The situation has changed quite a lot since then. Irish milk prices look set to break the 30c per litre price and Teagasc recently predicted that average dairy net margins should hit €1,200 to €1,400 per hectare in 2017.

The average net margin in 2016 was just €795, so this year could see an increase of 58pc to 78pc. The increase is on the back of predicted milk price rises of 15pc to 20pc according to Teagasc and a further 6pc rise in the level of milk production as more farmers ramp up.

Crisis - what crisis?

Can our Corporation Tax billions keep on coming?

How dependable are our ever-rising Corporation Tax receipts? It sounds like a question on a rather nerdish academic paper. But it is becoming more and more pertinent to all of us.

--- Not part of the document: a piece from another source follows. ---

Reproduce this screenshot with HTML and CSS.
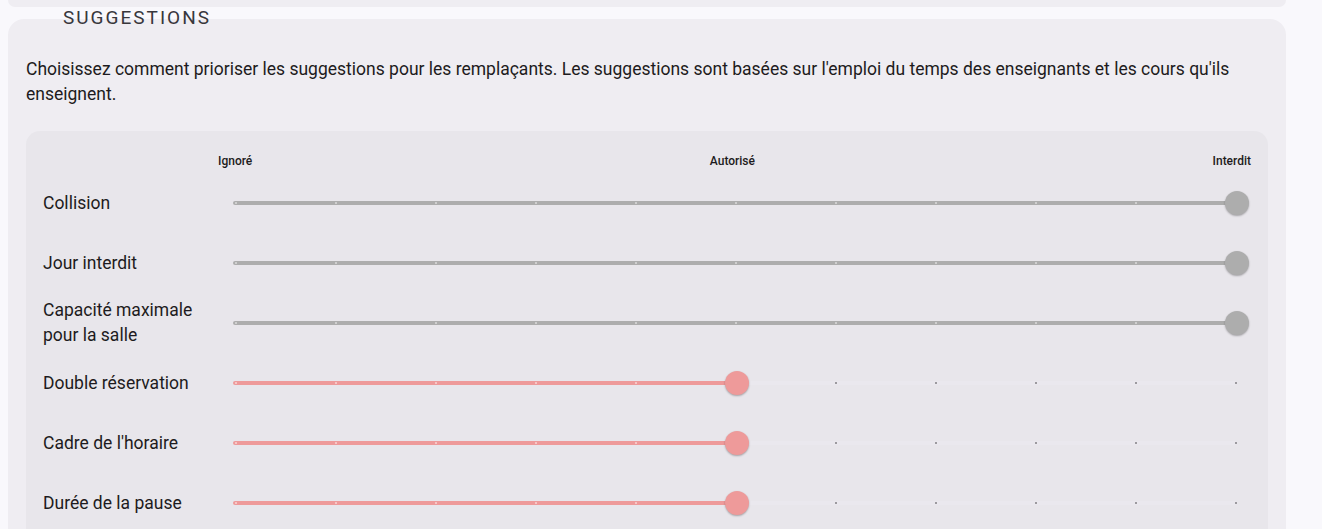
FILE: index.html
```html
<!DOCTYPE html>
<html lang="fr">
<head>
  <meta charset="UTF-8" />
  <meta name="viewport" content="width=device-width, initial-scale=1.0"/>
  <title>Suggestions</title>
  <link rel="stylesheet" href="styles.css">
</head>
<body>

  <div class="top-card"></div>

  <section class="card">
    <h2 class="card-title">Suggestions</h2>
    <p class="intro">Choisissez comment prioriser les suggestions pour les remplaçants. Les suggestions sont basées sur l'emploi du temps des enseignants et les cours qu'ils enseignent.</p>

    <div class="priorities">
      <div class="scale-row">
        <span></span>
        <div class="scale-labels">
          <span>Ignoré</span>
          <span>Autorisé</span>
          <span>Interdit</span>
        </div>
      </div>
      <div id="settings"></div>
    </div>
  </section>

  <script>
    const settings = [
      { label: 'Collision', value: 100 },
      { label: 'Jour interdit', value: 100 },
      { label: 'Capacité maximale pour la salle', value: 100 },
      { label: 'Double réservation', value: 50 },
      { label: "Cadre de l'horaire", value: 50 },
      { label: 'Durée de la pause', value: 50 }
    ];

    const list = document.getElementById('settings');

    settings.forEach(s => {
      const row = document.createElement('div');
      row.className = 'setting ' + (s.value === 100 ? 'forbidden' : 'allowed');

      let ticks = '';
      for (let i = 0; i <= 10; i++) {
        ticks += '<span class="' + (i * 10 <= s.value ? 'on' : 'off') + '"></span>';
      }

      row.innerHTML =
        '<div class="setting-label">' + s.label + '</div>' +
        '<div class="slider">' +
          '<div class="track"></div>' +
          '<div class="fill" style="width: calc(' + s.value + '% + 3px)"></div>' +
          '<div class="ticks">' + ticks + '</div>' +
          '<div class="thumb" style="left: ' + s.value + '%"></div>' +
        '</div>';
      list.appendChild(row);
    });
  </script>

</body>
</html>
```

FILE: styles.css
```css
body {
  margin: 0;
  padding: 0 36px 0 8px;
  background-color: #f9f8fc;
  font-family: Roboto, "Noto Sans", sans-serif;
  color: #1d1b20;
}
.top-card {
  height: 7px;
  background-color: #efedf2;
  border-radius: 0 0 16px 16px;
}
.card {
  display: flow-root;
  margin-top: 12px;
  padding: 0 18px 40px;
  background-color: #efedf2;
  border-radius: 16px;
}
.card-title {
  margin: -12px 0 0 37px;
  font-size: 19px;
  line-height: 22px;
  font-weight: 400;
  letter-spacing: 2px;
  text-transform: uppercase;
  color: #38373c;
}
.intro {
  margin: 28px 0 24px;
  font-size: 17.5px;
  line-height: 25px;
}
.priorities {
  background-color: #e8e6eb;
  border-radius: 14px;
  padding: 23px 17px 20px 17px;
}
.scale-row {
  display: grid;
  grid-template-columns: 175px 1fr;
  margin-bottom: 5px;
  font-size: 12px;
  line-height: 14px;
  font-weight: 500;
}
.scale-labels {
  display: flex;
  justify-content: space-between;
}
.setting {
  display: grid;
  grid-template-columns: 175px 1fr;
  align-items: center;
  height: 60px;
}
.setting-label {
  font-size: 17.5px;
  line-height: 25px;
}
.slider {
  position: relative;
  height: 24px;
  margin: 0 15px 0 18px;
}
.track {
  position: absolute;
  left: -3px;
  right: -1px;
  top: 10px;
  height: 4px;
  border-radius: 2px;
  background-color: #eae8ee;
}
.fill {
  position: absolute;
  left: -3px;
  top: 10px;
  height: 4px;
  border-radius: 2px;
}
.ticks {
  position: absolute;
  left: -1px;
  right: -1px;
  top: 11px;
  height: 2px;
  display: flex;
  justify-content: space-between;
}
.ticks span {
  width: 2px;
  height: 2px;
}
.ticks .off {
  background-color: #9c9a9f;
}
.thumb {
  position: absolute;
  top: 0;
  width: 24px;
  height: 24px;
  margin-left: -11px;
  border-radius: 50%;
  box-shadow: 0 1px 2px rgba(0, 0, 0, 0.3);
}
.forbidden .fill,
.forbidden .thumb {
  background-color: #adadad;
}
.forbidden .ticks .on {
  background-color: #cfcfcf;
}
.allowed .fill,
.allowed .thumb {
  background-color: #ee9a9a;
}
.allowed .ticks .on {
  background-color: #f6c6c6;
}
```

Corporation Tax receipts came in €739m ahead of expectations in 2016 and hit €7.3bn. The haul was €2.3bn above expectations the previous year, which puts us €3bn above target in just two years.

But just how many companies are paying how much of the extra and why, remains something of a mystery. Revenue published some additional information about this phenomenon last year, which showed 80pc of the Corporation Tax take in 2015 came from multinationals. How reassuring is that?

The exchequer finances overall showed what a strong year it had been in terms of tax take, as the State took in more money in tax than ever before.

Nobody will celebrate this little fact more than public service trade unions looking for pay rises. They won't hesitate to ask questions about how sustainable it all is.

The public finances do seem to depend on a growing Corporation Tax take that few really understand. Income tax was also up around €760m at €19.1bn but VAT, a good barometer of consumer spending and activity, was higher than in 2015, but still over €400m behind expectations.

With so many external pressures on reforming Corporation Tax, we can't afford to become too dependent on it.